▸ **WHAT THE TASK ASKS**:
Each line containing the word "styles" should be found and copied.

▸ **PROVIDED INFORMATION**:
# # # # #
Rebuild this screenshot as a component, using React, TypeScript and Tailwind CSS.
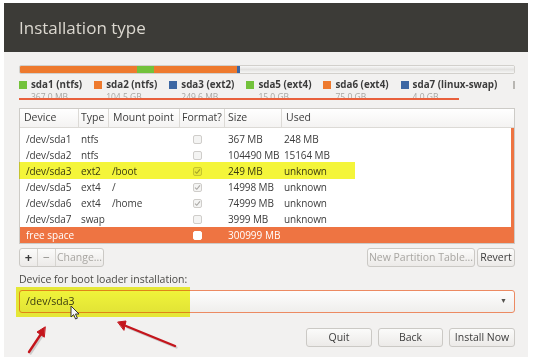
import React from 'react';

type Part = {
  dev: string;
  type: string;
  mount: string;
  format: 'off' | 'on';
  size: string;
  used: string;
};

const PARTS: Part[] = [
  { dev: '/dev/sda1', type: 'ntfs', mount: '', format: 'off', size: '367 MB', used: '248 MB' },
  { dev: '/dev/sda2', type: 'ntfs', mount: '', format: 'off', size: '104490 MB', used: '15164 MB' },
  { dev: '/dev/sda3', type: 'ext2', mount: '/boot', format: 'on', size: '249 MB', used: 'unknown' },
  { dev: '/dev/sda5', type: 'ext4', mount: '/', format: 'on', size: '14998 MB', used: 'unknown' },
  { dev: '/dev/sda6', type: 'ext4', mount: '/home', format: 'on', size: '74999 MB', used: 'unknown' },
  { dev: '/dev/sda7', type: 'swap', mount: '', format: 'off', size: '3999 MB', used: 'unknown' },
];

const LEGEND = [
  { name: 'sda1 (ntfs)', size: '367.0 MB', color: 'bg-[#73c23b]' },
  { name: 'sda2 (ntfs)', size: '104.5 GB', color: 'bg-[#ee7a2e]' },
  { name: 'sda3 (ext2)', size: '249.6 MB', color: 'bg-[#3d67a3]' },
  { name: 'sda5 (ext4)', size: '15.0 GB', color: 'bg-[#73c23b]' },
  { name: 'sda6 (ext4)', size: '75.0 GB', color: 'bg-[#ee7a2e]' },
  { name: 'sda7 (linux-swap)', size: '4.0 GB', color: 'bg-[#3d67a3]' },
];

function Check({ on, light }: { on?: boolean; light?: boolean }) {
  return (
    <div
      className={`w-[9px] h-[9px] rounded-[2px] border flex items-center justify-center ${
        light ? 'bg-white border-white' : 'bg-[#f4f4f3] border-[#cfcdca]'
      }`}
    >
      {on && (
        <svg width="7" height="7" viewBox="0 0 7 7">
          <path d="M1 3.6 L2.8 5.3 L6 1.4" fill="none" stroke="#a9a7a4" strokeWidth="1.1" />
        </svg>
      )}
    </div>
  );
}

function Btn({ children, w, dim }: { children: React.ReactNode; w: string; dim?: boolean }) {
  return (
    <div
      className={`${w} h-[19px] rounded-[3px] border border-[#cbc9c5] bg-gradient-to-b from-[#fbfbfa] to-[#eceae8] flex items-center justify-center text-[10.5px] ${
        dim ? 'text-[#a8a6a2]' : 'text-[#3c3c3c]'
      }`}
    >
      {children}
    </div>
  );
}

export default function App() {
  return (
    <div className="relative w-[540px] h-[363px] bg-white overflow-hidden font-['Open_Sans',sans-serif] text-[#3c3c3c]">
      <div className="ml-[4px] mt-[3px] w-[524px] h-[354px] bg-[#f2f1f0] flex flex-col overflow-hidden">
        {/* titulo */}
        <div className="h-[49px] shrink-0 bg-[#3c3b37] px-[15px] flex items-center">
          <span className="text-[17px] text-[#dcd8d0] leading-none">Installation type</span>
        </div>

        <div className="pl-[15px] pr-[13px] flex flex-col">
          {/* barra de particiones */}
          <div className="mt-[13px] h-[9px] rounded-[2px] flex overflow-hidden border border-[#d2d0cc]">
            <div className="w-[117px] bg-[#ee7a2e]" />
            <div className="w-[17px] bg-[#73c23b]" />
            <div className="w-[83px] bg-[#ee7a2e]" />
            <div className="w-[3px] bg-[#3d67a3]" />
            <div className="flex-1 bg-gradient-to-b from-[#f8f8f8] via-[#e2e1df] to-[#f6f6f5]" />
          </div>

          {/* leyenda */}
          <div className="relative mt-[4px] h-[27px] flex gap-[12px] whitespace-nowrap">
            {LEGEND.map(l => (
              <div key={l.name} className="flex gap-[4px]">
                <div className={`mt-[3px] w-[8px] h-[8px] ${l.color}`} />
                <div className="flex flex-col">
                  <span className="text-[9.8px] font-bold leading-[13px] text-[#3c3c3c]">{l.name}</span>
                  <span className="text-[8.5px] leading-[11px] text-[#a8a6a2]">{l.size}</span>
                </div>
              </div>
            ))}
            <div className="ml-[4px] mt-[3px] w-[8px] h-[8px] border border-[#b8b6b2] bg-white" />
            <div className="absolute left-0 top-[20px] w-[440px] h-[1.5px] bg-[#e8603c]" />
          </div>

          {/* tabla */}
          <div className="mt-[3px] h-[136px] border border-[#cdcbc7] bg-white flex flex-col text-[10px]">
            <div className="h-[19px] shrink-0 flex border-b border-[#dcdad6] bg-gradient-to-b from-white to-[#f4f3f2] text-[10.5px]">
              <div className="w-[59px] pl-[4px] flex items-center border-r border-[#dcdad6]">Device</div>
              <div className="w-[30px] pl-[2px] flex items-center border-r border-[#dcdad6]">Type</div>
              <div className="w-[71px] pl-[4px] flex items-center border-r border-[#dcdad6]">Mount point</div>
              <div className="w-[45px] pl-[2px] flex items-center border-r border-[#dcdad6]">Format?</div>
              <div className="w-[57px] pl-[3px] flex items-center border-r border-[#dcdad6]">Size</div>
              <div className="flex-1 pl-[4px] flex items-center">Used</div>
            </div>
            <div className="flex-1 flex flex-col pt-[3px] border-r-[3px] border-[#ee7442] tracking-[-0.1px]">
              {PARTS.map(p => (
                <div key={p.dev} className="h-[16px] flex items-center">
                  <div className="w-[61px] pl-[6px]">{p.dev}</div>
                  <div className="w-[31px]">{p.type}</div>
                  <div className="w-[81px]">{p.mount}</div>
                  <div className="w-[35px] flex">
                    <Check on={p.format === 'on'} />
                  </div>
                  <div className="w-[56px]">{p.size}</div>
                  <div className="flex-1">{p.used}</div>
                </div>
              ))}
            </div>
            <div className="h-[16px] shrink-0 flex items-center bg-[#ee7442] text-white">
              <div className="w-[173px] pl-[6px]">free space</div>
              <div className="w-[35px] flex">
                <Check light />
              </div>
              <div className="flex-1">300999 MB</div>
            </div>
          </div>

          {/* botones de tabla */}
          <div className="mt-[4px] flex justify-between">
            <div className="flex h-[19px] rounded-[3px] border border-[#cbc9c5] bg-gradient-to-b from-[#fbfbfa] to-[#eceae8] text-[10.5px]">
              <div className="w-[18px] flex items-center justify-center border-r border-[#d6d4d0] text-[13px] font-bold">+</div>
              <div className="w-[18px] flex items-center justify-center border-r border-[#d6d4d0] text-[12px] text-[#8c8a86]">−</div>
              <div className="w-[47px] flex items-center justify-center text-[#a8a6a2]">Change...</div>
            </div>
            <div className="flex gap-[2px]">
              <Btn w="w-[108px]" dim>New Partition Table...</Btn>
              <Btn w="w-[38px]">Revert</Btn>
            </div>
          </div>

          <div className="mt-[4px] text-[10.5px] leading-[16px] text-[#4a4946]">Device for boot loader installation:</div>

          {/* combo */}
          <div className="mt-[3px] h-[23px] rounded-[3px] border border-[#ec8a62] bg-gradient-to-b from-[#fdfdfd] to-[#efeeec] flex items-center justify-between px-[6px] text-[10.5px]">
            <span>/dev/sda3</span>
            <span className="text-[7px] text-[#55534f] pr-[1px]">▼</span>
          </div>

          {/* botones finales */}
          <div className="mt-[15px] flex justify-end gap-[6px]">
            <Btn w="w-[66px]">Quit</Btn>
            <Btn w="w-[65px]">Back</Btn>
            <Btn w="w-[66px]">Install Now</Btn>
          </div>
        </div>
      </div>

      {/* marcador amarillo */}
      <div className="absolute left-[19px] top-[162px] w-[336px] h-[17px] bg-[#f4f53a] mix-blend-multiply" />
      <div className="absolute left-[16px] top-[287px] w-[174px] h-[30px] bg-[#f2f53a] mix-blend-multiply" />

      {/* cursor */}
      <svg className="absolute left-[70px] top-[305px]" width="11" height="15" viewBox="0 0 11 15">
        <path d="M1 1 L1 12 L3.6 9.6 L5.6 14 L7.4 13.2 L5.5 9 L9 9 Z" fill="#f7f7f7" stroke="#333" strokeWidth="1" strokeLinejoin="round" />
      </svg>

      {/* flechas */}
      <svg className="absolute left-0 top-0" width="540" height="363" viewBox="0 0 540 363">
        <g fill="#8a8a8a" stroke="#8a8a8a" strokeLinecap="round" opacity="0.35" transform="translate(1.5 1.5)">
          <line x1="29" y1="352" x2="41" y2="334" strokeWidth="2.4" />
          <line x1="175" y1="346" x2="126" y2="326" strokeWidth="2.4" />
        </g>
        <g fill="#c4151c" stroke="#c4151c" strokeLinecap="round">
          <line x1="29" y1="352" x2="41" y2="334" strokeWidth="2.4" />
          <path d="M45 327 L37 332 L44 337 Z" strokeWidth="1" />
          <line x1="175" y1="346" x2="126" y2="326" strokeWidth="2.4" />
          <path d="M118 322 L126 321 L124 330 Z" strokeWidth="1" />
        </g>
      </svg>
    </div>
  );
}
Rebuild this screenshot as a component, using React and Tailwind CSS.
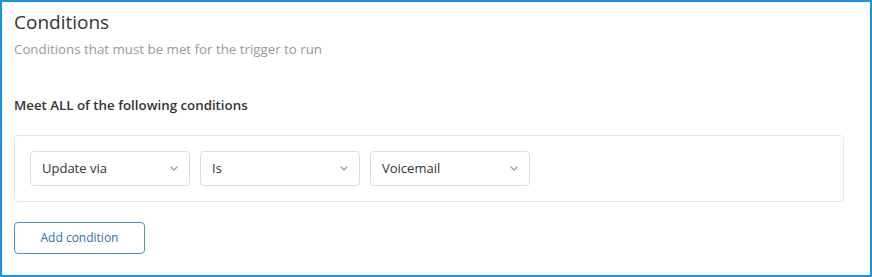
const selects = ["Update via", "Is", "Voicemail"];

function Chevron() {
  return (
    <svg width="8" height="5" viewBox="0 0 8 5" fill="none" className="text-[#999]">
      <path d="M1 1 4 4 7 1" stroke="currentColor" strokeWidth="1.2" strokeLinecap="round" strokeLinejoin="round" />
    </svg>
  );
}

function Select({ label }) {
  return (
    <div className="flex h-[35px] w-[160px] items-center justify-between rounded-[4px] border border-[#dcdcdc] bg-white pl-[11px] pr-[11px] text-[13px] text-[#333]">
      <span>{label}</span>
      <Chevron />
    </div>
  );
}

export default function App() {
  return (
    <div
      className="h-[277px] w-[872px] border-2 border-[#1793e8] bg-white px-[12px] pt-[6px]"
      style={{ fontFamily: '"Open Sans", "Noto Sans", sans-serif' }}
    >
      <h2 className="text-[19px] leading-[28px] font-normal text-[#333]">Conditions</h2>
      <p className="mt-[4px] text-[13.3px] leading-[18px] text-[#999]">
        Conditions that must be met for the trigger to run
      </p>
      <div className="mt-[38px] text-[13.3px] leading-[18px] font-semibold text-[#333]">
        Meet ALL of the following conditions
      </div>
      <div className="mt-[21px] flex w-[830px] gap-[10px] rounded-[4px] border border-[#e6e6e6] p-[15px]">
        {selects.map((s) => (
          <Select key={s} label={s} />
        ))}
      </div>
      <button className="mt-[20px] h-[32px] w-[131px] rounded-[4px] border border-[#4a8fd6] text-[12px] text-[#2f6fb8]">
        Add condition
      </button>
    </div>
  );
}
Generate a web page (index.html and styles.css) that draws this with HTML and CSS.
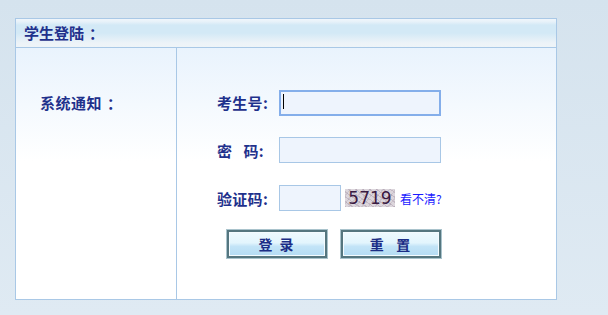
FILE: index.html
```html
<!DOCTYPE html>
<html lang="zh-CN">
<head>
<meta charset="utf-8">
<title>学生登陆</title>
<link rel="stylesheet" href="styles.css">
</head>
<body>
<div class="panel">
  <div class="panel-head">学生登陆<span class="colon">：</span></div>
  <div class="panel-body">
    <div class="notice">
      <div class="notice-title">系统通知<span class="colon">：</span></div>
    </div>
    <form class="login">
      <div class="row">
        <label class="lbl">考生号:</label>
        <span class="field-wrap">
          <input class="field focused" type="text">
          <span class="caret"></span>
        </span>
      </div>
      <div class="row">
        <label class="lbl">密&nbsp;&nbsp;&nbsp;码:</label>
        <input class="field" type="password">
      </div>
      <div class="row">
        <label class="lbl">验证码:</label>
        <input class="field short" type="text">
        <span class="captcha">5719</span>
        <a class="refresh" href="#">看不清?</a>
      </div>
      <div class="row buttons">
        <button type="button" class="btn">登&nbsp;录</button>
        <button type="button" class="btn">重&nbsp;&nbsp;置</button>
      </div>
    </form>
  </div>
</div>
</body>
</html>
```
FILE: styles.css
```css
html, body {
  margin: 0;
  padding: 0;
}
body {
  width: 608px;
  height: 315px;
  background: linear-gradient(#d5e3ee, #dfeaf3);
  font-family: "Noto Sans CJK SC", "DejaVu Sans", sans-serif;
  overflow: hidden;
}
.panel {
  margin: 18px 0 0 15px;
  width: 540px;
  height: 280px;
  border: 1px solid #a9c8e6;
  display: flex;
  flex-direction: column;
}
.panel-head {
  height: 28px;
  border-bottom: 1px solid #a9c8e6;
  background: linear-gradient(#f0f6fb 0px, #e6f1f9 3px, #d3e9f6 6px, #d3e9f6 14px, #edf3f8 24px, #eef4f8 28px);
  font-size: 15px;
  font-weight: bold;
  color: #1f318c;
  line-height: 28px;
  padding-left: 8px;
}
.colon {
  margin-left: 5px;
}
.panel-body {
  flex: 1;
  display: flex;
  background: linear-gradient(#e9f3fd, #ffffff 45%);
}
.notice {
  width: 161px;
  border-right: 1px solid #a9c8e6;
  padding: 45px 0 0 24px;
  box-sizing: border-box;
}
.notice-title {
  font-size: 15px;
  font-weight: bold;
  color: #1f318c;
  line-height: 20px;
  letter-spacing: 0.5px;
}
.login {
  padding: 41px 0 0 40px;
  display: flex;
  flex-direction: column;
  gap: 22px;
}
.row {
  display: flex;
  align-items: center;
  height: 26px;
}
.lbl {
  width: 62px;
  font-size: 15px;
  font-weight: bold;
  color: #1f318c;
  letter-spacing: 0.3px;
}
.field-wrap {
  position: relative;
  display: inline-block;
}
.field {
  box-sizing: border-box;
  width: 162px;
  height: 26px;
  margin: 0;
  border: 1px solid #a8c7e6;
  background: #eef4fd;
  padding: 0 4px;
  outline: none;
  font-size: 13px;
}
.field.focused {
  border: 2px solid #84aeea;
}
.caret {
  position: absolute;
  left: 4px;
  top: 6px;
  width: 1px;
  height: 15px;
  background: #000;
}
.field.short {
  width: 62px;
}
.captcha {
  margin-left: 4px;
  width: 50px;
  height: 18px;
  background:
    repeating-linear-gradient(35deg, rgba(150,130,150,0.35) 0 1px, transparent 1px 4px),
    repeating-linear-gradient(-50deg, rgba(170,160,175,0.35) 0 1px, transparent 1px 5px),
    #dcd6dc;
  color: #3a1a42;
  font-family: "DejaVu Sans", sans-serif;
  font-size: 17px;
  line-height: 18px;
  text-align: center;
  letter-spacing: 0;
}
.refresh {
  margin-left: 5px;
  font-size: 12px;
  color: #1a1aff;
  text-decoration: none;
}
.buttons {
  height: 28px;
  padding-left: 10px;
  gap: 14px;
  margin-top: -3px;
}
.btn {
  box-sizing: border-box;
  width: 100px;
  height: 28px;
  margin: 0;
  padding: 0;
  border: 2px solid #55767f;
  box-shadow: inset 0 0 0 1px #f4fbff, 0 0 0 1px #a9c3cc;
  background: linear-gradient(#eefaff 0%, #e3f5fd 45%, #c3e4f7 60%, #b4dcf4 100%);
  font-family: "Noto Sans CJK SC", sans-serif;
  font-size: 14px;
  font-weight: bold;
  color: #1a2d86;
  letter-spacing: 2px;
  cursor: pointer;
}
```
# # # # #
▸ **OUTPUT FOR THIS TASK**:
Generate a web page (index.html and styles.css) that draws this with HTML and CSS.
<link rel="stylesheet" href="styles.css">
FILE: styles.css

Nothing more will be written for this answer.